Present day approaches to the study of language, linguistic processes and applied language technologies are crucially dependent on large 'treebanks'. These are collections of authentic sentences, annotated with detailed linguistic analyses at the syntactic and often also the semantic levels. Since there is currently no suitable treebank for Norwegian, and such a treebank is essential for progress, one will be constructed and made accessible in this project. INESS will be a research infrastructure providing access to detailed, high quality treebanks for Norwegian and other languages. The methods and tools from the pilot project TREPIL will be used to achieve this goal. A Norwegian reference corpus of 500,000 words will be automatically analyzed and manually disambiguated.
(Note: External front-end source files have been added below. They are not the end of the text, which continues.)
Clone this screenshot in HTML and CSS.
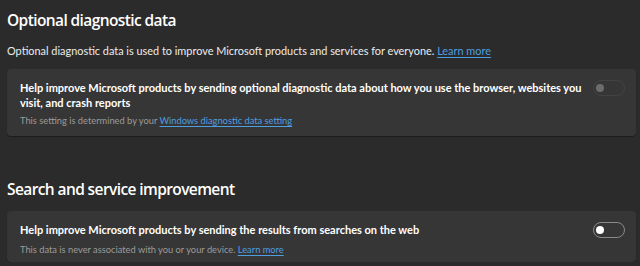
FILE: index.html
```html
<!DOCTYPE html>
<html lang="en">
<head>
    <meta charset="UTF-8">
    <title>Privacy settings</title>
    <link rel="stylesheet" href="styles.css">
</head>
<body>
    <div class="page">
        <h2 class="section-title">Optional diagnostic data</h2>
        <p class="section-desc">Optional diagnostic data is used to improve Microsoft products and services for everyone. <a href="#" class="link">Learn more</a></p>

        <div class="card">
            <div class="card-text">
                <div class="card-label">Help improve Microsoft products by sending optional diagnostic data about how you use the browser, websites you visit, and crash reports</div>
                <div class="card-sub">This setting is determined by your <a href="#" class="link">Windows diagnostic data setting</a></div>
            </div>
            <span class="toggle disabled"><span class="knob"></span></span>
        </div>

        <h2 class="section-title second">Search and service improvement</h2>

        <div class="card short">
            <div class="card-text">
                <div class="card-label">Help improve Microsoft products by sending the results from searches on the web</div>
                <div class="card-sub">This data is never associated with you or your device. <a href="#" class="link">Learn more</a></div>
            </div>
            <span class="toggle"><span class="knob"></span></span>
        </div>
    </div>
</body>
</html>
```

FILE: styles.css
```css
body {
    margin: 0;
    background-color: #2b2b2b;
    color: #ffffff;
    font-family: 'Lato', sans-serif;
}
.page {
    padding: 0 4px 0 7px;
}
.section-title {
    margin: 0;
    padding-top: 7px;
    font-family: 'Open Sans', sans-serif;
    font-size: 15.5px;
    font-weight: 600;
    letter-spacing: -0.6px;
    line-height: 26px;
}
.section-title.second {
    padding-top: 0;
    margin-top: 40px;
    margin-bottom: 9px;
}
.section-desc {
    margin: 10px 0 10px;
    font-size: 10.9px;
    line-height: 16px;
    color: #ececec;
}
.link {
    color: #4f9ee0;
    text-decoration: underline;
    text-underline-offset: 2px;
}
.card {
    display: flex;
    align-items: flex-start;
    gap: 8px;
    padding: 11px 11px 8px 13px;
    background-color: #363636;
    border-radius: 4px;
    box-shadow: 0 1px 1px rgba(0, 0, 0, 0.35);
}
.card.short {
    padding-bottom: 5px;
}
.card-text {
    flex: 1;
}
.card-label {
    font-size: 11px;
    font-weight: 700;
    line-height: 15px;
}
.card-sub {
    margin-top: 4px;
    font-size: 9.3px;
    line-height: 14px;
    color: #9c9c9c;
}
.card.short .card-sub {
    margin-top: 6px;
}
.toggle {
    box-sizing: border-box;
    display: flex;
    align-items: center;
    flex: none;
    width: 32px;
    height: 16px;
    padding: 0 2px;
    border: 1px solid #8a8a8a;
    border-radius: 8px;
}
.knob {
    width: 8px;
    height: 8px;
    border-radius: 50%;
    background-color: #ffffff;
}
.toggle.disabled {
    border-color: #434343;
}
.toggle.disabled .knob {
    background-color: #6c6c6c;
}
```
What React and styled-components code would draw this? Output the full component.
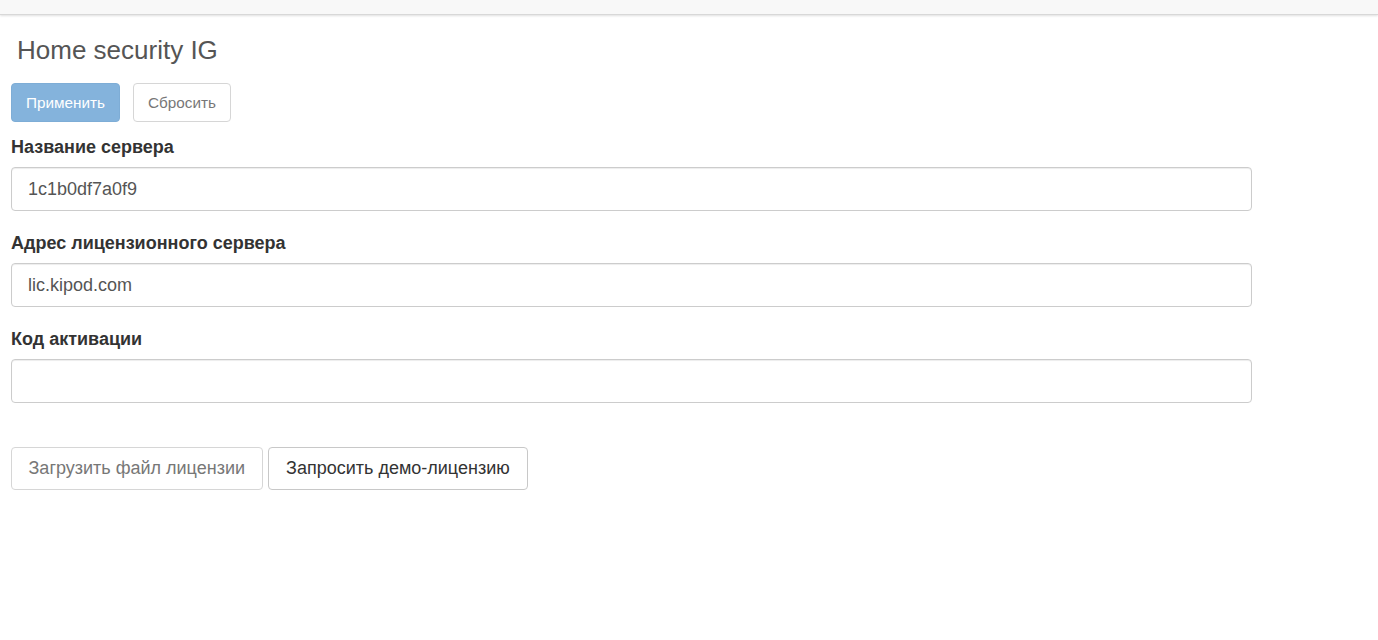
import React from "react";
import styled, { createGlobalStyle } from "styled-components";

const GlobalStyle = createGlobalStyle`
  body {
    margin: 0;
    background: #fff;
    font-family: "Liberation Sans", Arial, sans-serif;
    color: #333;
  }
`;

const TopBar = styled.div`
  height: 14px;
  background-color: #f8f8f8;
  border-bottom: 1px solid #d8d8d8;
  box-shadow: 0 1px 2px rgba(0, 0, 0, 0.12);
`;

const Page = styled.div`
  padding: 0 11px;
`;

const Title = styled.h1`
  margin: 20px 0 0 6px;
  font-size: 26px;
  font-weight: 400;
  line-height: 30px;
  color: #555;
`;

const Toolbar = styled.div`
  display: flex;
  gap: 13px;
  margin-top: 18px;
`;

const Button = styled.button`
  box-sizing: border-box;
  height: ${({ $tall }) => ($tall ? "43px" : "39px")};
  padding: 0 ${({ $tall }) => ($tall ? "16.5px" : "14px")};
  font-family: "Liberation Sans", Arial, sans-serif;
  font-size: ${({ $tall }) => ($tall ? "18px" : "15.3px")};
  border-radius: 4px;
  border: 1px solid ${({ $primary }) => ($primary ? "#7eadd6" : "#d6d6d6")};
  background-color: ${({ $primary }) => ($primary ? "#84b3dc" : "#fff")};
  color: ${({ $primary, $muted }) => ($primary ? "#fff" : $muted ? "#777" : "#333")};
  ${({ $dark }) => $dark && "border-color: #c8c8c8; padding: 0 17.5px;"}
`;

const Form = styled.div`
  width: 1241px;
  margin-top: 14px;
`;

const Group = styled.div`
  margin-bottom: ${({ $last }) => ($last ? "0" : "21px")};
`;

const Label = styled.label`
  display: block;
  font-size: 18px;
  font-weight: 700;
  line-height: 22px;
  margin-bottom: 9px;
  color: #333;
`;

const Input = styled.input`
  box-sizing: border-box;
  display: block;
  width: 100%;
  height: 44px;
  padding: 0 16px;
  font-family: "Liberation Sans", Arial, sans-serif;
  font-size: 18px;
  color: #555;
  border: 1px solid #ccc;
  border-radius: 4px;
  box-shadow: inset 0 1px 1px rgba(0, 0, 0, 0.075);
  outline: none;
`;

const Actions = styled.div`
  display: flex;
  gap: 5px;
  margin-top: 44px;
`;

const fields = [
  { label: "Название сервера", value: "1c1b0df7a0f9" },
  { label: "Адрес лицензионного сервера", value: "lic.kipod.com" },
  { label: "Код активации", value: "" },
];

export default function App() {
  return (
    <>
      <GlobalStyle />
      <TopBar />
      <Page>
        <Title>Home security IG</Title>
        <Toolbar>
          <Button $primary>Применить</Button>
          <Button $muted>Сбросить</Button>
        </Toolbar>
        <Form>
          {fields.map((f, i) => (
            <Group key={f.label} $last={i === fields.length - 1}>
              <Label>{f.label}</Label>
              <Input defaultValue={f.value} />
            </Group>
          ))}
        </Form>
        <Actions>
          <Button $tall $muted>Загрузить файл лицензии</Button>
          <Button $tall $dark>Запросить демо-лицензию</Button>
        </Actions>
      </Page>
    </>
  );
}
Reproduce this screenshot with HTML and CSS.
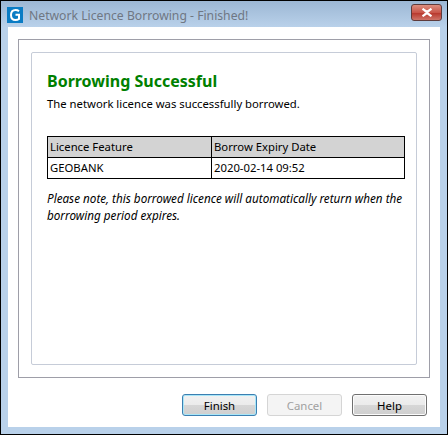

This material will provide the pattern on which automatic annotation of 500 million words can be achieved. This annotation effort is the largest task in the project. INESS will allow researchers to search for syntactic and semantic patterns in actual language data. This information will enrich our knowledge of the language and will be important for theoretical linguistics, historical linguistics, language teaching, and for the development of language based applications such as machine translation, information retrieval, human-computer interaction, etc. The next generation of IT systems that understand language will be dependent on linguistic insights gained from treebanks. INESS will be different from existing treebanks in that it will not only provide complex data, but it will make access to this information easy through intelligent and powerful interactions. The infrastructure will expand and evolve over time and users can experiment with the data in different ways, even build their own treebanks interactively.